Begin SOURCE DATA
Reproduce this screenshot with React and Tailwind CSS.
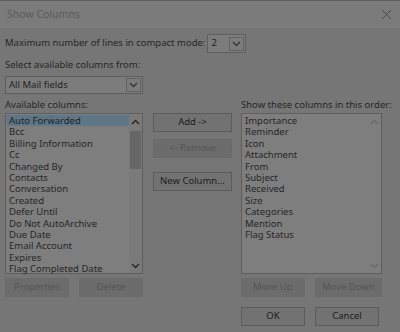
const available = [
  'Auto Forwarded',
  'Bcc',
  'Billing Information',
  'Cc',
  'Changed By',
  'Contacts',
  'Conversation',
  'Created',
  'Defer Until',
  'Do Not AutoArchive',
  'Due Date',
  'Email Account',
  'Expires',
  'Flag Completed Date',
];

const shown = [
  'Importance',
  'Reminder',
  'Icon',
  'Attachment',
  'From',
  'Subject',
  'Received',
  'Size',
  'Categories',
  'Mention',
  'Flag Status',
];

function Chevron({ up, className }) {
  return (
    <svg width="9" height="6" viewBox="0 0 9 6" className={className}>
      <path
        d={up ? 'M1 5 L4.5 1.5 L8 5' : 'M1 1 L4.5 4.5 L8 1'}
        fill="none"
        stroke="currentColor"
        strokeWidth="1.3"
      />
    </svg>
  );
}

function Button({ children, disabled, className = '' }) {
  return (
    <div
      className={`flex h-[19px] items-center justify-center border text-[9.5px] ${
        disabled
          ? 'border-[#6a6a6a] bg-[#6c6c6c] text-[#555]'
          : 'border-[#5b5b5b] bg-[#727272] text-[#1c1c1c]'
      } ${className}`}
    >
      {children}
    </div>
  );
}

function Select({ value, className = '' }) {
  return (
    <div className={`flex h-[18px] items-center border border-[#5e5e5e] bg-[#7c7c7c] ${className}`}>
      <span className="flex-1 pl-[3px] text-[9.5px] text-[#222]">{value}</span>
      <div className="mr-[1px] flex h-[14px] w-[15px] items-center justify-center border border-[#626262] text-[#333]">
        <Chevron />
      </div>
    </div>
  );
}

export default function App() {
  return (
    <div
      className="flex h-[332px] w-[400px] flex-col overflow-hidden border-t border-[#5c5c5c] bg-[#767676] text-[#262626]"
      style={{ fontFamily: '"Noto Sans", "Open Sans", sans-serif' }}
    >
      <div className="flex h-[27px] items-center justify-between bg-[#7b7b7b] pl-[7px] pr-[8px]">
        <span className="text-[10.5px] text-[#5a5a5a]">Show Columns</span>
        <svg width="11" height="11" viewBox="0 0 11 11" className="text-[#4a4a4a]">
          <path d="M1 1 L10 10 M10 1 L1 10" stroke="currentColor" strokeWidth="1" />
        </svg>
      </div>

      <div className="flex flex-1 flex-col px-[5px]">
        <div className="mt-[6px] flex items-center gap-[2px] text-[9.5px]">
          <span>Maximum number of lines in compact mode:</span>
          <Select value="2" className="h-[19px] w-[39px]" />
        </div>

        <div className="mt-[5px] text-[9.5px] leading-[14px]">Select available columns from:</div>
        <Select value="All Mail fields" className="mt-[4px] w-[138px]" />

        <div className="mt-[3px] flex">
          <div className="flex w-[138px] flex-col">
            <div className="text-[9.5px] leading-[15px]">Available columns:</div>
            <div className="mt-[1px] flex h-[161px] border border-[#5e5e5e] bg-[#7e7e7e]">
              <div className="flex-1 pl-[1px] pt-[1px]">
                {available.map((item, i) => (
                  <div
                    key={item}
                    className={`h-[11.4px] pl-[2px] text-[9.5px] leading-[11.4px] ${
                      i === 0 ? 'bg-[#5f7686] text-[#1e2226]' : ''
                    }`}
                  >
                    {item}
                  </div>
                ))}
              </div>
              <div className="flex w-[13px] flex-col items-center bg-[#7a7a7a] text-[#222]">
                <Chevron up className="mt-[5px]" />
                <div className="mt-[6px] h-[38px] w-[11px] bg-[#676767]" />
                <div className="flex-1" />
                <Chevron className="mb-[4px]" />
              </div>
            </div>
            <div className="mt-[4px] flex gap-[10px]">
              <Button disabled className="w-[64px]">Properties</Button>
              <Button disabled className="w-[64px]">Delete</Button>
            </div>
          </div>

          <div className="ml-[10px] flex w-[79px] flex-col gap-[7px] pt-[16px]">
            <Button>Add -&gt;</Button>
            <Button disabled>&lt;- Remove</Button>
            <Button className="mt-[7px]">New Column...</Button>
          </div>

          <div className="ml-[9px] flex w-[141px] flex-col">
            <div className="whitespace-nowrap text-[9.5px] leading-[15px]">
              Show these columns in this order:
            </div>
            <div className="mt-[1px] flex h-[161px] border border-[#5e5e5e] bg-[#7e7e7e]">
              <div className="flex-1 pl-[3px] pt-[1px]">
                {shown.map((item) => (
                  <div key={item} className="h-[11.4px] text-[9.5px] leading-[11.4px]">
                    {item}
                  </div>
                ))}
              </div>
              <div className="flex w-[13px] flex-col items-center text-[#6a6a6a]">
                <Chevron up className="mt-[5px]" />
                <div className="flex-1" />
                <Chevron className="mb-[4px]" />
              </div>
            </div>
            <div className="mt-[4px] flex gap-[10px]">
              <Button disabled className="w-[64px]">Move Up</Button>
              <Button disabled className="w-[68px]">Move Down</Button>
            </div>
            <div className="mt-[10px] flex gap-[10px]">
              <Button className="w-[64px]">OK</Button>
              <Button className="w-[64px]">Cancel</Button>
            </div>
          </div>
        </div>
      </div>
    </div>
  );
}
End SOURCE DATA
▶ PROBLEM STATEMENT: Quote in full the listing given above; the images are to be left out.

▶ ANSWER TO THE TASK:
Reproduce this screenshot with React and Tailwind CSS.
const available = [
  'Auto Forwarded',
  'Bcc',
  'Billing Information',
  'Cc',
  'Changed By',
  'Contacts',
  'Conversation',
  'Created',
  'Defer Until',
  'Do Not AutoArchive',
  'Due Date',
  'Email Account',
  'Expires',
  'Flag Completed Date',
];

const shown = [
  'Importance',
  'Reminder',
  'Icon',
  'Attachment',
  'From',
  'Subject',
  'Received',
  'Size',
  'Categories',
  'Mention',
  'Flag Status',
];

function Chevron({ up, className }) {
  return (
    <svg width="9" height="6" viewBox="0 0 9 6" className={className}>
      <path
        d={up ? 'M1 5 L4.5 1.5 L8 5' : 'M1 1 L4.5 4.5 L8 1'}
        fill="none"
        stroke="currentColor"
        strokeWidth="1.3"
      />
    </svg>
  );
}

function Button({ children, disabled, className = '' }) {
  return (
    <div
      className={`flex h-[19px] items-center justify-center border text-[9.5px] ${
        disabled
          ? 'border-[#6a6a6a] bg-[#6c6c6c] text-[#555]'
          : 'border-[#5b5b5b] bg-[#727272] text-[#1c1c1c]'
      } ${className}`}
    >
      {children}
    </div>
  );
}

function Select({ value, className = '' }) {
  return (
    <div className={`flex h-[18px] items-center border border-[#5e5e5e] bg-[#7c7c7c] ${className}`}>
      <span className="flex-1 pl-[3px] text-[9.5px] text-[#222]">{value}</span>
      <div className="mr-[1px] flex h-[14px] w-[15px] items-center justify-center border border-[#626262] text-[#333]">
        <Chevron />
      </div>
    </div>
  );
}

export default function App() {
  return (
    <div
      className="flex h-[332px] w-[400px] flex-col overflow-hidden border-t border-[#5c5c5c] bg-[#767676] text-[#262626]"
      style={{ fontFamily: '"Noto Sans", "Open Sans", sans-serif' }}
    >
      <div className="flex h-[27px] items-center justify-between bg-[#7b7b7b] pl-[7px] pr-[8px]">
        <span className="text-[10.5px] text-[#5a5a5a]">Show Columns</span>
        <svg width="11" height="11" viewBox="0 0 11 11" className="text-[#4a4a4a]">
          <path d="M1 1 L10 10 M10 1 L1 10" stroke="currentColor" strokeWidth="1" />
        </svg>
      </div>

      <div className="flex flex-1 flex-col px-[5px]">
        <div className="mt-[6px] flex items-center gap-[2px] text-[9.5px]">
          <span>Maximum number of lines in compact mode:</span>
          <Select value="2" className="h-[19px] w-[39px]" />
        </div>

        <div className="mt-[5px] text-[9.5px] leading-[14px]">Select available columns from:</div>
        <Select value="All Mail fields" className="mt-[4px] w-[138px]" />

        <div className="mt-[3px] flex">
          <div className="flex w-[138px] flex-col">
            <div className="text-[9.5px] leading-[15px]">Available columns:</div>
            <div className="mt-[1px] flex h-[161px] border border-[#5e5e5e] bg-[#7e7e7e]">
              <div className="flex-1 pl-[1px] pt-[1px]">
                {available.map((item, i) => (
                  <div
                    key={item}
                    className={`h-[11.4px] pl-[2px] text-[9.5px] leading-[11.4px] ${
                      i === 0 ? 'bg-[#5f7686] text-[#1e2226]' : ''
                    }`}
                  >
                    {item}
                  </div>
                ))}
              </div>
              <div className="flex w-[13px] flex-col items-center bg-[#7a7a7a] text-[#222]">
                <Chevron up className="mt-[5px]" />
                <div className="mt-[6px] h-[38px] w-[11px] bg-[#676767]" />
                <div className="flex-1" />
                <Chevron className="mb-[4px]" />
              </div>
            </div>
            <div className="mt-[4px] flex gap-[10px]">
              <Button disabled className="w-[64px]">Properties</Button>
              <Button disabled className="w-[64px]">Delete</Button>
            </div>
          </div>

          <div className="ml-[10px] flex w-[79px] flex-col gap-[7px] pt-[16px]">
            <Button>Add -&gt;</Button>
            <Button disabled>&lt;- Remove</Button>
            <Button className="mt-[7px]">New Column...</Button>
          </div>

          <div className="ml-[9px] flex w-[141px] flex-col">
            <div className="whitespace-nowrap text-[9.5px] leading-[15px]">
              Show these columns in this order:
            </div>
            <div className="mt-[1px] flex h-[161px] border border-[#5e5e5e] bg-[#7e7e7e]">
              <div className="flex-1 pl-[3px] pt-[1px]">
                {shown.map((item) => (
                  <div key={item} className="h-[11.4px] text-[9.5px] leading-[11.4px]">
                    {item}
                  </div>
                ))}
              </div>
              <div className="flex w-[13px] flex-col items-center text-[#6a6a6a]">
                <Chevron up className="mt-[5px]" />
                <div className="flex-1" />
                <Chevron className="mb-[4px]" />
              </div>
            </div>
            <div className="mt-[4px] flex gap-[10px]">
              <Button disabled className="w-[64px]">Move Up</Button>
              <Button disabled className="w-[68px]">Move Down</Button>
            </div>
            <div className="mt-[10px] flex gap-[10px]">
              <Button className="w-[64px]">OK</Button>
              <Button className="w-[64px]">Cancel</Button>
            </div>
          </div>
        </div>
      </div>
    </div>
  );
}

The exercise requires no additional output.